Bioshock Infinite est magnifique, propose un level-design soigné et est profondément passionnant. Documenté, bien pensé, le récit propose aussi bien des critiques et corrélations avec des faits réels de notre propre monde actuel, tout en dissimulant cela derrière une uchronie qu’on croit rapidement bien réelle, en tous les cas dans tout ce qu’elle nous propose de sentiments et de réactions humaines. Et le gameplay dans tout cela ? Aux petits oignons dans ce qu’il propose, il est juste une passerelle fun entre différentes cinématiques de haut niveau. Tout cela pendant environ dix heures de jeu ce qui, aussi choquant que ce soit pour les vieux de la vieille, est dans la bonne moyenne du genre à notre époque.
Comme si pour se vendre, Bioshock Infinite et son récit fantastique furent obligé d’être accompagnés d’armes à feu, d’une vue à la première personne et de tir au pigeon amusant avec des pouvoirs plus rocambolesques les uns que les autres, pour attirer « celui qui veut du fun », le public lambda, vers autre chose. Une porte vers l’artistique du monde du jeu vidéo, ce qui en fait alors une oeuvre à la fois terriblement belle lorsqu’elle nous raconte une histoire et souvent bête lorsqu’il s’agit de réussir à nous amuser.

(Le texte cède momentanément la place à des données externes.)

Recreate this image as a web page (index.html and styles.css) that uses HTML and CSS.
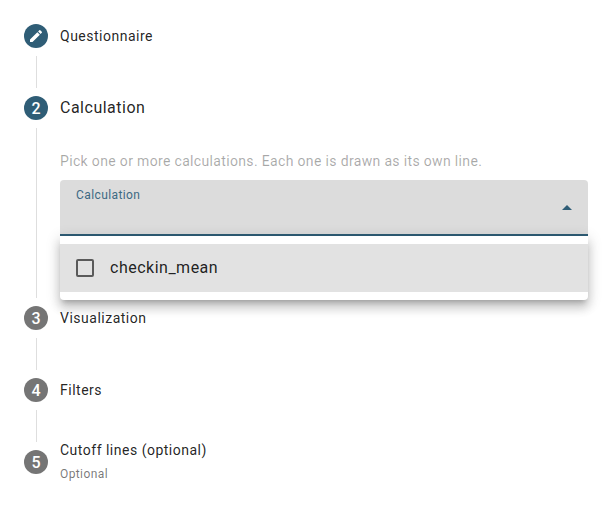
FILE: index.html
```html
<!DOCTYPE html>
<html lang="en">
<head>
<meta charset="UTF-8">
<meta name="viewport" content="width=device-width, initial-scale=1.0">
<title>Chart builder</title>
<link rel="stylesheet" href="styles.css">
</head>
<body>

<div class="stepper">
    <div class="step">
        <div class="step-header">
            <div class="step-icon active">
                <svg viewBox="0 0 24 24" width="16" height="16"><path fill="#fff" d="M3 17.25V21h3.75L17.81 9.94l-3.75-3.75L3 17.25zM20.71 7.04a1 1 0 0 0 0-1.41l-2.34-2.34a1 1 0 0 0-1.41 0l-1.83 1.83 3.75 3.75 1.83-1.83z"/></svg>
            </div>
            <div class="step-label">Questionnaire</div>
        </div>
        <div class="step-line"></div>
    </div>

    <div class="step">
        <div class="step-header">
            <div class="step-icon active">2</div>
            <div class="step-label selected">Calculation</div>
        </div>
        <div class="step-line long"></div>
        <div class="step-body">
            <p class="hint">Pick one or more calculations. Each one is drawn as its own line.</p>
            <div class="select-field">
                <span class="field-label">Calculation</span>
                <span class="arrow"></span>
            </div>
            <div class="panel">
                <div class="option">
                    <span class="checkbox"></span>
                    <span class="option-text">checkin_mean</span>
                </div>
            </div>
        </div>
    </div>

    <div class="step">
        <div class="step-header">
            <div class="step-icon">3</div>
            <div class="step-label">Visualization</div>
        </div>
        <div class="step-line"></div>
    </div>

    <div class="step">
        <div class="step-header">
            <div class="step-icon">4</div>
            <div class="step-label">Filters</div>
        </div>
        <div class="step-line"></div>
    </div>

    <div class="step">
        <div class="step-header">
            <div class="step-icon">5</div>
            <div class="step-label multi">
                Cutoff lines (optional)
                <div class="step-sublabel">Optional</div>
            </div>
        </div>
    </div>
</div>

</body>
</html>
```

FILE: styles.css
```css
body {
    margin: 0;
    padding: 0;
    background: #fff;
    font-family: Roboto, "Liberation Sans", sans-serif;
    color: rgba(0, 0, 0, 0.87);
}
.stepper {
    display: flex;
    flex-direction: column;
}
.step {
    position: relative;
}
.step-header {
    display: flex;
    align-items: center;
    height: 72px;
    padding: 0 24px;
    box-sizing: border-box;
}
.step-icon {
    width: 24px;
    height: 24px;
    flex-shrink: 0;
    margin-right: 12px;
    border-radius: 50%;
    background: #757575;
    color: #fff;
    font-size: 16px;
    font-weight: 500;
    display: flex;
    justify-content: center;
    align-items: center;
}
.step-icon.active {
    background: #2f5d76;
}
.step-label {
    font-size: 14px;
    letter-spacing: 0.5px;
    line-height: 20px;
}
.step-label.selected {
    font-size: 16px;
}
.step-label.multi {
    margin-top: -2px;
}
.step-sublabel {
    margin-top: 6px;
    font-size: 12px;
    letter-spacing: 0.4px;
    line-height: 16px;
    color: rgba(0, 0, 0, 0.54);
}
.step-line {
    position: absolute;
    left: 36px;
    top: 56px;
    width: 1px;
    height: 32px;
    background: #dedede;
}
.step-line.long {
    height: 170px;
}
.step-body {
    position: relative;
    height: 138px;
    padding: 0 24px 0 60px;
}
.hint {
    margin: 0;
    padding-top: 7px;
    height: 29px;
    font-size: 14px;
    line-height: 20px;
    letter-spacing: 0.34px;
    color: rgba(0, 0, 0, 0.34);
}
.select-field {
    position: relative;
    height: 56px;
    box-sizing: border-box;
    padding: 8px 16px;
    background: #dcdcdc;
    border-radius: 4px 4px 0 0;
    border-bottom: 2px solid #2f5d76;
}
.field-label {
    display: block;
    font-size: 12px;
    line-height: 14px;
    letter-spacing: 0.4px;
    color: #3c6a83;
}
.arrow {
    position: absolute;
    right: 16px;
    top: 25px;
    width: 0;
    height: 0;
    border-left: 5px solid transparent;
    border-right: 5px solid transparent;
    border-bottom: 5px solid #2f5d76;
}
.panel {
    position: absolute;
    left: 60px;
    right: 24px;
    top: 92px;
    padding: 8px 0;
    background: #fff;
    border-radius: 0 0 4px 4px;
    box-shadow: 0 5px 5px -3px rgba(0, 0, 0, 0.2), 0 8px 10px 1px rgba(0, 0, 0, 0.14), 0 3px 14px 2px rgba(0, 0, 0, 0.12);
}
.option {
    display: flex;
    align-items: center;
    height: 48px;
    padding: 0 16px;
    background: #e2e2e2;
}
.checkbox {
    width: 18px;
    height: 18px;
    box-sizing: border-box;
    margin-right: 16px;
    border: 2px solid rgba(0, 0, 0, 0.6);
    border-radius: 2px;
}
.option-text {
    font-size: 16px;
    letter-spacing: 0.5px;
    margin-top: -2px;
}
```
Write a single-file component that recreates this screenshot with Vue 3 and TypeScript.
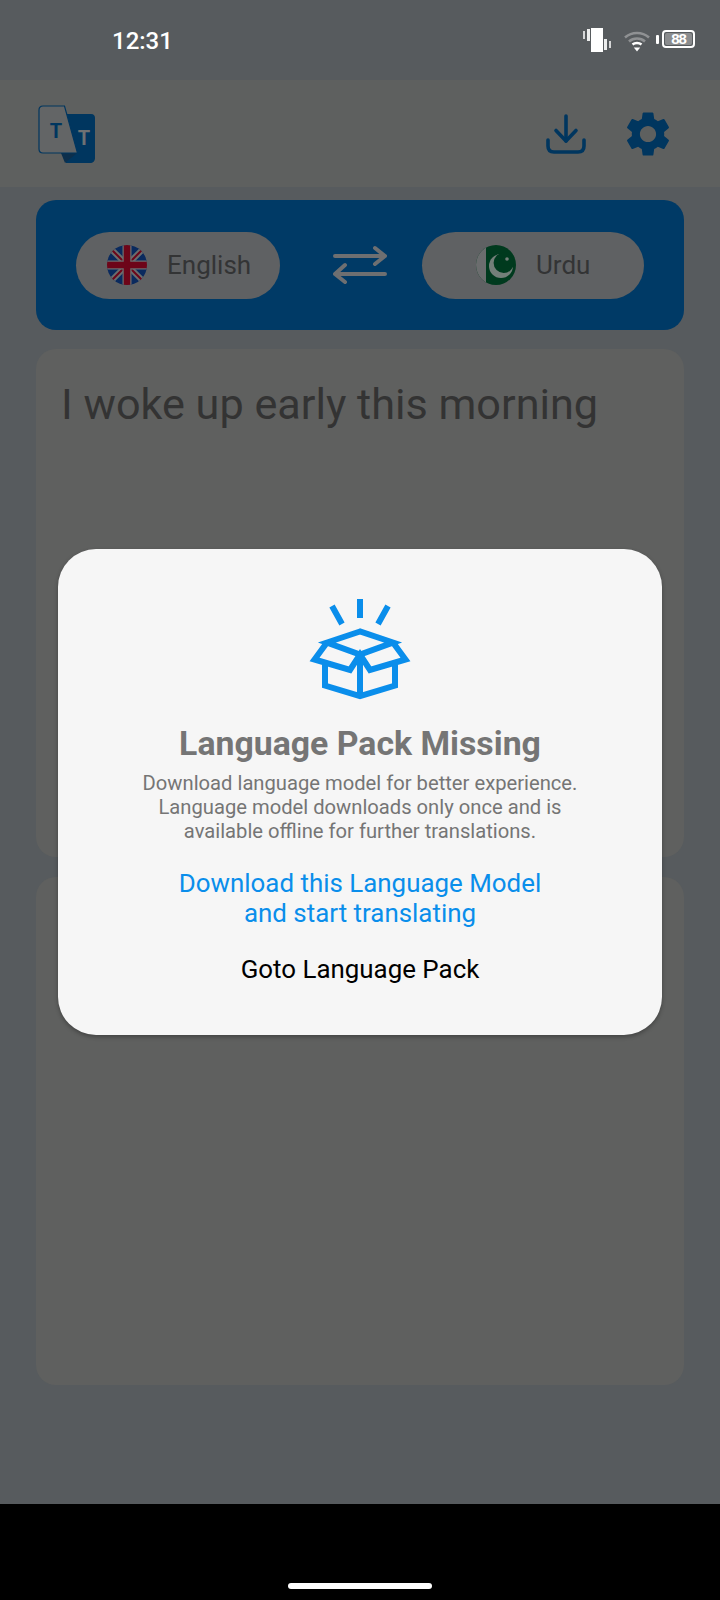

Évidemment, voilà qui fait de ce Bioshock Infinite un jeu dont on parlera encore dans quelques années, en bien, en mal, en tous les cas comme une création qui ne laissera personne indifférent… Pour ma part, ce fut ma grande claque scénaristique de ce début d’année et je n’attends plus grand-chose des autres grosses productions tant Bioshock Infinite a, comme son ainé à l’époque, mis la barre très haut dans ce domaine. Raconter, émouvoir, passionner, est possible dans le jeu vidéo. On le savais, l’équipe d’Irrational Games aussi, il ne manque plus alors qu’à accoler un gameplay logique à tout cela pour que les lettres de noblesses soient méritées ! Et pour cela, il va falloir arrêter les enfantillages et trouver le juste milieu. Bioshock tente de s’en approcher, le futur de ce medium en devenant alors furieusement passionnant.